#### The request
Word for word, give the material below again, minus any images.

#### Information shown
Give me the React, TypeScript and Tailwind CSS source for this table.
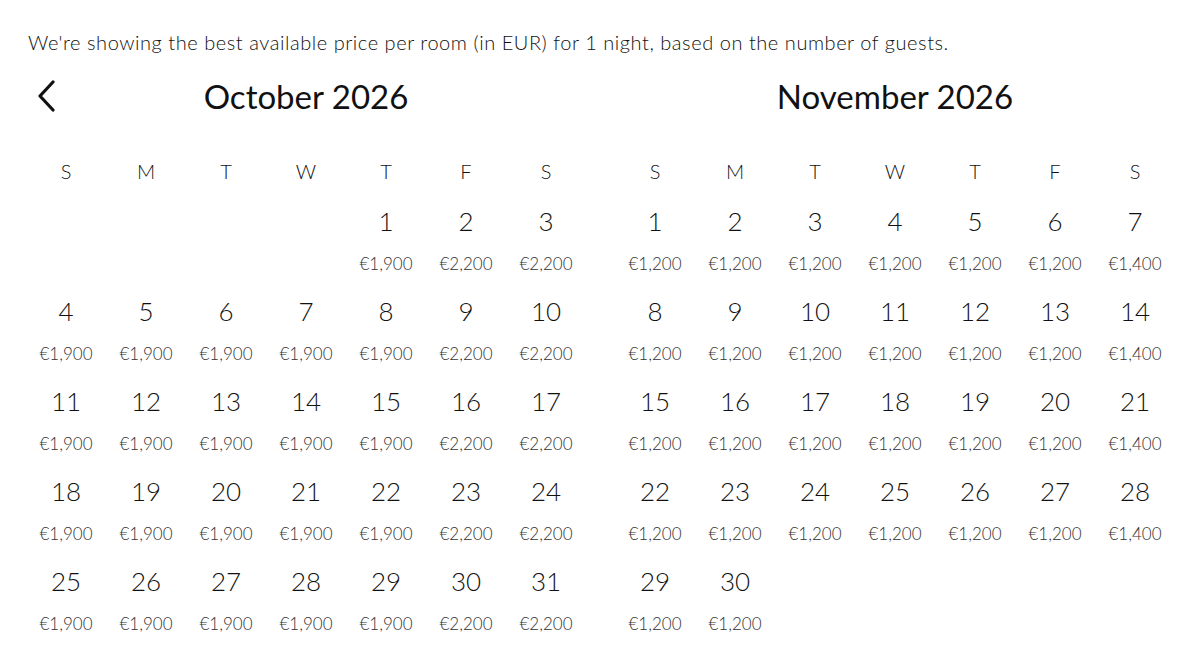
const WEEKDAYS = ['S', 'M', 'T', 'W', 'T', 'F', 'S']

type Month = {
    title: string
    offset: number
    days: number
    price: (day: number, col: number) => string
}

const months: Month[] = [
    {
        title: 'October 2026',
        offset: 4,
        days: 31,
        price: (_d, col) => (col === 5 || col === 6 ? '€2,200' : '€1,900'),
    },
    {
        title: 'November 2026',
        offset: 0,
        days: 30,
        price: (_d, col) => (col === 6 ? '€1,400' : '€1,200'),
    },
]

function MonthGrid({ month, showBack }: { month: Month; showBack: boolean }) {
    const cells: (number | null)[] = []
    for (let i = 0; i < month.offset; i++) cells.push(null)
    for (let d = 1; d <= month.days; d++) cells.push(d)

    return (
        <div className="w-[560px]">
            <div className="grid grid-cols-[1fr_auto_1fr] items-center h-[50px]">
                <div className="pl-[10px]">
                    {showBack && (
                        <svg width="20" height="32" viewBox="0 0 20 32" fill="none">
                            <path d="M17 2 L4 16 L17 30" stroke="#111" strokeWidth="3.2" strokeLinecap="round" strokeLinejoin="round" />
                        </svg>
                    )}
                </div>
                <h2 className="text-[33px] leading-[50px] text-[#111]">{month.title}</h2>
                <div />
            </div>

            <div className="grid grid-cols-7 mt-[30px] h-[40px] items-center">
                {WEEKDAYS.map((w, i) => (
                    <div key={i} className="text-center text-[20px] font-light text-[#111]">{w}</div>
                ))}
            </div>

            <div className="grid grid-cols-7">
                {cells.map((d, i) => (
                    <div key={i} className="h-[90px] flex flex-col items-center">
                        {d !== null && (
                            <>
                                <span className="leading-[60px] text-[26px] font-light text-[#111]">{d}</span>
                                <span className="leading-[26px] text-[17px] font-light text-[#333]">{month.price(d, i % 7)}</span>
                            </>
                        )}
                    </div>
                ))}
            </div>
        </div>
    )
}

export default function App() {
    return (
        <div className="w-[1200px] h-[661px] bg-white overflow-hidden font-['Lato','Liberation_Sans',sans-serif]">
            <p className="pt-[28px] pl-[28px] text-[20px] tracking-[0.55px] leading-[28px] font-light text-[#111]">
                We're showing the best available price per room (in EUR) for 1 night, based on the number of guests.
            </p>
            <div className="flex gap-[29px] pl-[26px] mt-[15px]">
                {months.map((m, i) => (
                    <MonthGrid key={m.title} month={m} showBack={i === 0} />
                ))}
            </div>
        </div>
    )
}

#### Reply
Give me the React, TypeScript and Tailwind CSS source for this table.
const WEEKDAYS = ['S', 'M', 'T', 'W', 'T', 'F', 'S']

type Month = {
    title: string
    offset: number
    days: number
    price: (day: number, col: number) => string
}

const months: Month[] = [
    {
        title: 'October 2026',
        offset: 4,
        days: 31,
        price: (_d, col) => (col === 5 || col === 6 ? '€2,200' : '€1,900'),
    },
    {
        title: 'November 2026',
        offset: 0,
        days: 30,
        price: (_d, col) => (col === 6 ? '€1,400' : '€1,200'),
    },
]

function MonthGrid({ month, showBack }: { month: Month; showBack: boolean }) {
    const cells: (number | null)[] = []
    for (let i = 0; i < month.offset; i++) cells.push(null)
    for (let d = 1; d <= month.days; d++) cells.push(d)

    return (
        <div className="w-[560px]">
            <div className="grid grid-cols-[1fr_auto_1fr] items-center h-[50px]">
                <div className="pl-[10px]">
                    {showBack && (
                        <svg width="20" height="32" viewBox="0 0 20 32" fill="none">
                            <path d="M17 2 L4 16 L17 30" stroke="#111" strokeWidth="3.2" strokeLinecap="round" strokeLinejoin="round" />
                        </svg>
                    )}
                </div>
                <h2 className="text-[33px] leading-[50px] text-[#111]">{month.title}</h2>
                <div />
            </div>

            <div className="grid grid-cols-7 mt-[30px] h-[40px] items-center">
                {WEEKDAYS.map((w, i) => (
                    <div key={i} className="text-center text-[20px] font-light text-[#111]">{w}</div>
                ))}
            </div>

            <div className="grid grid-cols-7">
                {cells.map((d, i) => (
                    <div key={i} className="h-[90px] flex flex-col items-center">
                        {d !== null && (
                            <>
                                <span className="leading-[60px] text-[26px] font-light text-[#111]">{d}</span>
                                <span className="leading-[26px] text-[17px] font-light text-[#333]">{month.price(d, i % 7)}</span>
                            </>
                        )}
                    </div>
                ))}
            </div>
        </div>
    )
}

export default function App() {
    return (
        <div className="w-[1200px] h-[661px] bg-white overflow-hidden font-['Lato','Liberation_Sans',sans-serif]">
            <p className="pt-[28px] pl-[28px] text-[20px] tracking-[0.55px] leading-[28px] font-light text-[#111]">
                We're showing the best available price per room (in EUR) for 1 night, based on the number of guests.
            </p>
            <div className="flex gap-[29px] pl-[26px] mt-[15px]">
                {months.map((m, i) => (
                    <MonthGrid key={m.title} month={m} showBack={i === 0} />
                ))}
            </div>
        </div>
    )
}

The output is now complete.